The film’s justification for its own existence is a marvelously terrifying car chase and a few other choice moments of action. Kurt Russell is hilarious and spooky at Stuntman Mike, too, particularly in the film’s final moments. As disappointed as I am in the overall product, I don’t want to tell you skip it, because then you’d be missing some sections that are pretty fantastic.

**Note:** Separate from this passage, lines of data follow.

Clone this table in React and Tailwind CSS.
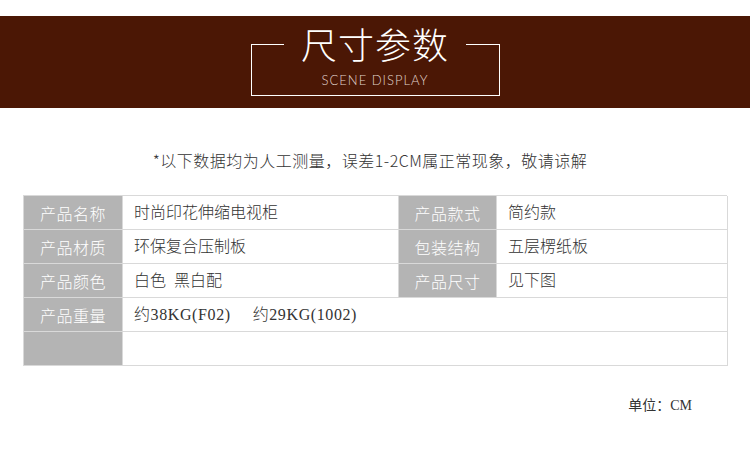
import React from "react";

const cjk = { fontFamily: '"Noto Sans CJK SC", "Noto Sans", sans-serif' };
const serif = { fontFamily: '"Liberation Serif", "Noto Sans CJK SC", serif' };

function Label({ children }) {
  return (
    <div className="h-[34px] bg-[#b4b4b4] border-r border-b border-[#d9d9d9] flex items-center justify-center text-white text-[16px] font-light tracking-[0.5px]" style={cjk}>
      {children}
    </div>
  );
}
function Val({ children, span }) {
  return (
    <div className={`h-[34px] border-r border-b border-[#d9d9d9] flex items-center pl-[11px] text-[#333] text-[16px] font-light ${span ? "col-span-3" : ""}`} style={serif}>
      {children}
    </div>
  );
}

export default function App() {
  return (
    <div className="w-[750px] h-[452px] bg-white overflow-hidden">
      <div className="pt-4">
        <div className="h-[92px] bg-[#4b1705] flex justify-center">
          <div className="relative mt-[28px] w-[249px] h-[52px] border border-white flex justify-center">
            <div className="absolute left-1/2 -translate-x-1/2 -top-[20px] w-[182px] bg-[#4b1705] flex justify-center">
              <span className="text-white text-[36px] leading-none tracking-[1px] font-light" style={cjk}>尺寸参数</span>
            </div>
            <span className="mt-[29px] text-[13px] leading-none text-[#e0d2cb] tracking-[1px] font-light" style={{ fontFamily: 'Lato, "Open Sans", sans-serif' }}>SCENE DISPLAY</span>
          </div>
        </div>
      </div>
      <div className="mt-[44px] text-center text-[16px] leading-none text-[#333] tracking-[0.5px] pr-[10px] font-light" style={cjk}>
        *以下数据均为人工测量，误差1-2CM属正常现象，敬请谅解
      </div>
      <div className="mx-[23px] mt-[27px] grid grid-cols-[99px_276px_98px_231px] border-l border-t border-[#d9d9d9]">
        <Label>产品名称</Label>
        <Val>时尚印花伸缩电视柜</Val>
        <Label>产品款式</Label>
        <Val>简约款</Val>
        <Label>产品材质</Label>
        <Val>环保复合压制板</Val>
        <Label>包装结构</Label>
        <Val>五层楞纸板</Val>
        <Label>产品颜色</Label>
        <Val>白色&nbsp;&nbsp;黑白配</Val>
        <Label>产品尺寸</Label>
        <Val>见下图</Val>
        <Label>产品重量</Label>
        <Val span>
          <span className="tracking-[0.6px]">约38KG(F02)</span>
          <span className="ml-[22px] tracking-[0.6px]">约29KG(1002)</span>
        </Val>
        <Label></Label>
        <Val span></Val>
      </div>
      <div className="mt-[33px] flex justify-end pr-[58px] text-[14px] leading-none text-[#333]" style={serif}>
        单位：CM
      </div>
    </div>
  );
}
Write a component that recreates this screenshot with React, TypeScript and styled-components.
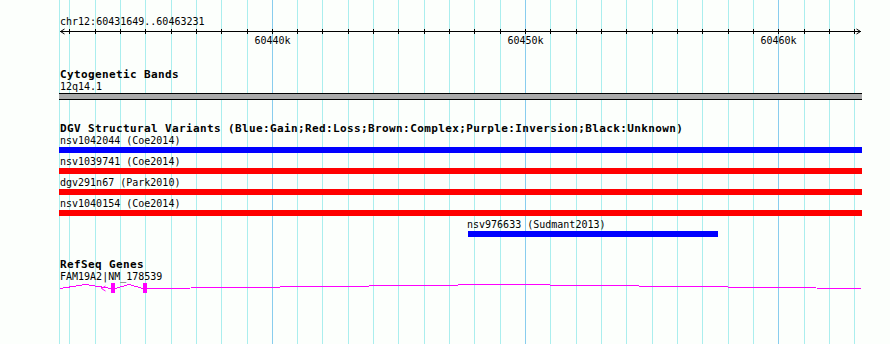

The old grindhouse films often had one or two very cool scenes that were obviously the whole reason the film got made at all, with everything else necessary just to pad it out to feature length. “Death Proof” follows that archetype to a T; the problem is, I’m not sure Tarantino was doing it on purpose. I get the feeling he thought everything in the film would be interesting and fun, when in fact much of it feels indeed like padding. What’s more, the old B movies may have been pretty thin, plot-wise, but at least they were short. Seventy or 80 minutes was a typical running time. “Death Proof”? Something like 95 minutes — and that’s with a jump forward accomplished through a “missing reel.”

Something else disappointing: Halfway through the film, Tarantino seems to forget about the grindhouse gimmicks. The picture stops being scratched up, the editing is no longer choppy, the colors look natural again. It becomes a fairly straightforward not-very-good movie, no longer associated with “Grindhouse” in any noticeable way.

If Tarantino wanted his film to evolve in such a way as to somehow comment on the grindhouse experience, or to subvert the slasher genre, that’s fine. But why do it in what was supposed to be a double-feature of straight-ahead homage? He comes off looking like a spoilsport, like he couldn’t forget his reputation long enough to go through with the stunt of making his product look delightfully bad. Rodriguez embraces the concept; Tarantino starts to and then chickens out.

As separate features, I’d give “Planet Terror” a B+ and “Death Proof” a B-. Together, accompanied by the fake trailers (directed by Rob Zombie, Eli Roth, and Edgar Wright, and each one astonishingly accurate and breathlessly funny in its own right), I give the whole experience a grade worthy of two B-movies.

B (3 hrs., 11 min.; R, abundant harsh profanity, abundant graphic violence and gore, brief nudity, some sexuality.)